Boosting the immune system could offer a potential treatment strategy for COVID-19, according to a new study.
As the COVID-19 pandemic continues to claim lives around the world, much research has focused on the immune system’s role in patients who become seriously ill.
A popular theory has it that the immune system gets so revved up fighting the virus that, after several days, it produces a so-called cytokine storm that results in potentially fatal organ damage, particularly to the lungs.
“Some drugs tamp down the immune response, while others enhance it. Everybody seems to be throwing the kitchen sink at the illness.”
But the new findings point to another theory and suggest that patients become ill because their immune systems can’t do enough to protect them from the virus, landing them in intensive care units.
Researchers detailed the new strategy to boost the immune system in two papers, in JAMA Network Open and in the journal JCI Insight.
“People around the world have been treating patients seriously ill with COVID-19 using drugs that do very different things,” says senior investigator Richard S. Hotchkiss, professor of anesthesiology, of medicine, and of surgery at Washington University in St. Louis.
“Some drugs tamp down the immune response, while others enhance it. Everybody seems to be throwing the kitchen sink at the illness. It may be true that some people die from a hyperinflammatory response, but it appears more likely to us that if you block the immune system too much, you’re not going to be able to control the virus.”
“We think if we can make our immune systems stronger, we’ll be better able to fight off this coronavirus…”
The researchers have been investigating a similar approach in treating sepsis, a potentially fatal condition that also involves patients who simultaneously seem to have overactive and weakened immune systems.
Hotchkiss points to autopsy studies performed by other groups showing large amounts of coronavirus present in the organs of people who died from COVID-19, suggesting that their immune systems were not working well enough to fight the virus.
His colleague, Kenneth E. Remy, first author of the JCI Insight paper, compares efforts to inhibit the immune system to fixing a flat tire by letting more air out.

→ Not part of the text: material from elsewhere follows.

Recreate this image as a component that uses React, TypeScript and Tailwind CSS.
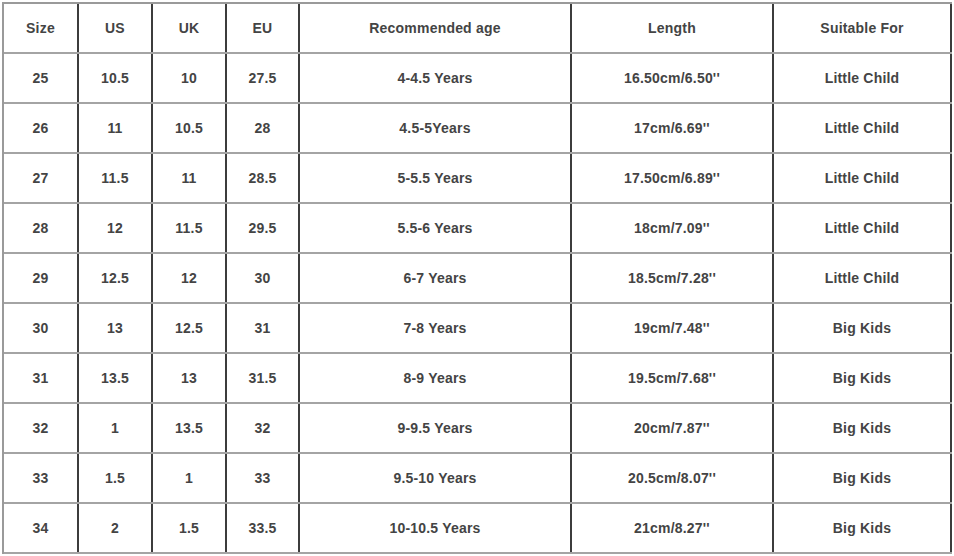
import React from "react";

const widths = ["w-[75px]", "w-[74px]", "w-[74px]", "w-[73px]", "w-[272px]", "w-[202px]", "w-[178px]"];

const header = ["Size", "US", "UK", "EU", "Recommended age", "Length", "Suitable For"];

const rows: string[][] = [
  ["25", "10.5", "10", "27.5", "4-4.5 Years", "16.50cm/6.50''", "Little Child"],
  ["26", "11", "10.5", "28", "4.5-5Years", "17cm/6.69''", "Little Child"],
  ["27", "11.5", "11", "28.5", "5-5.5 Years", "17.50cm/6.89''", "Little Child"],
  ["28", "12", "11.5", "29.5", "5.5-6 Years", "18cm/7.09''", "Little Child"],
  ["29", "12.5", "12", "30", "6-7 Years", "18.5cm/7.28''", "Little Child"],
  ["30", "13", "12.5", "31", "7-8 Years", "19cm/7.48''", "Big Kids"],
  ["31", "13.5", "13", "31.5", "8-9 Years", "19.5cm/7.68''", "Big Kids"],
  ["32", "1", "13.5", "32", "9-9.5 Years", "20cm/7.87''", "Big Kids"],
  ["33", "1.5", "1", "33", "9.5-10 Years", "20.5cm/8.07''", "Big Kids"],
  ["34", "2", "1.5", "33.5", "10-10.5 Years", "21cm/8.27''", "Big Kids"],
];

function Row({ cells }: { cells: string[] }) {
  return (
    <div className="flex h-[50px] border-b-2 border-[#a4a4a4]">
      {cells.map((c, i) => (
        <div
          key={i}
          className={`${widths[i]} flex items-center justify-center border-r-2 border-[#3c3c3c] text-[14px] font-bold tracking-[0.2px] text-[#444444]`}
        >
          {c}
        </div>
      ))}
    </div>
  );
}

export default function App() {
  return (
    <div className="w-[954px] h-[556px] bg-white" style={{ fontFamily: '"Liberation Sans", Arial, sans-serif' }}>
      <div className="ml-[2px] pt-[2px]">
        <div className="inline-flex flex-col border-l-2 border-t-2 border-[#9a9a9a]">
          <Row cells={header} />
          {rows.map((r, i) => (
            <Row key={i} cells={r} />
          ))}
        </div>
      </div>
    </div>
  );
}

“But when we actually looked closely at these patients, we found that their tires, so to speak, were underinflated or immune-suppressed,” says Remy, assistant professor of pediatrics, of medicine, and of anesthesiology.
“To go and poke holes in them with anti-inflammatory drugs because you think they are hyperinflated or hyperinflamed will only make the suppression and the disease worse.”
After gathering blood samples from 20 COVID-19 patients at Barnes-Jewish Hospital and Missouri Baptist Medical Center in St. Louis, the researchers employed a test to measure the activity of immune cells in the blood. They compared the blood of those patients to 26 hospitalized sepsis patients and 18 others who were very sick but had neither sepsis nor COVID-19.
They found that the COVID-19 patients often had far fewer circulating immune cells than is typical. Further, the present immune cells did not secrete normal levels of cytokines—the molecules many have proposed as a cause of organ damage and death in COVID-19 patients.
Instead of trying to fight the infection by further interfering with the production of cytokines, they tried a strategy that has been successful in previous studies they have conducted in sepsis patients.
Hotchkiss and Remy collaborated with researchers in a small study conducted in seriously ill hospitalized COVID-19 patients in Belgium.
In that study, which the researchers reported on in the JAMA Network Open paper, researchers treated the COVID-19 patients with a substance called interleukin-7 (IL-7), a cytokine, required for the healthy development of immune cells.
In those patients, the researchers found that IL-7 helped restore balance to the immune system by increasing the number of immune cells and helping those cells make more cytokines to fight infection.
The research did not demonstrate, however, that treatment with IL-7 improved mortality in COVID-19 patients.
“This was a compassionate trial and not a randomized, controlled trial of IL-7,” Remy explains. “We were attempting to learn whether we could get these immune cells working again—and we could—as well as whether we could do it without causing harmful effects in these very sick patients—and there were none.
“As this was an observational study involving a small number of patients who already were on ventilators, it wasn’t really designed to evaluate IL-7’s impact on mortality.”
Studies focused on boosting immunity and improving outcomes among the sickest COVID-19 patients are just getting underway in Europe, and similar trials are starting in the US, including at Washington University.
Finding ways to boost the immune response should help not only in COVID-19 patients but when the next pandemic arises, Hotchkiss says.
“We should have been geared up and more ready when this pathogen appeared,” he says. “But what Ken and I and our colleagues are working on now is finding ways to boost the immune system that may help people during future pandemics. We think if we can make our immune systems stronger, we’ll be better able to fight off this coronavirus, as well as other viral and bacterial pathogens that may be unleashed in the future.”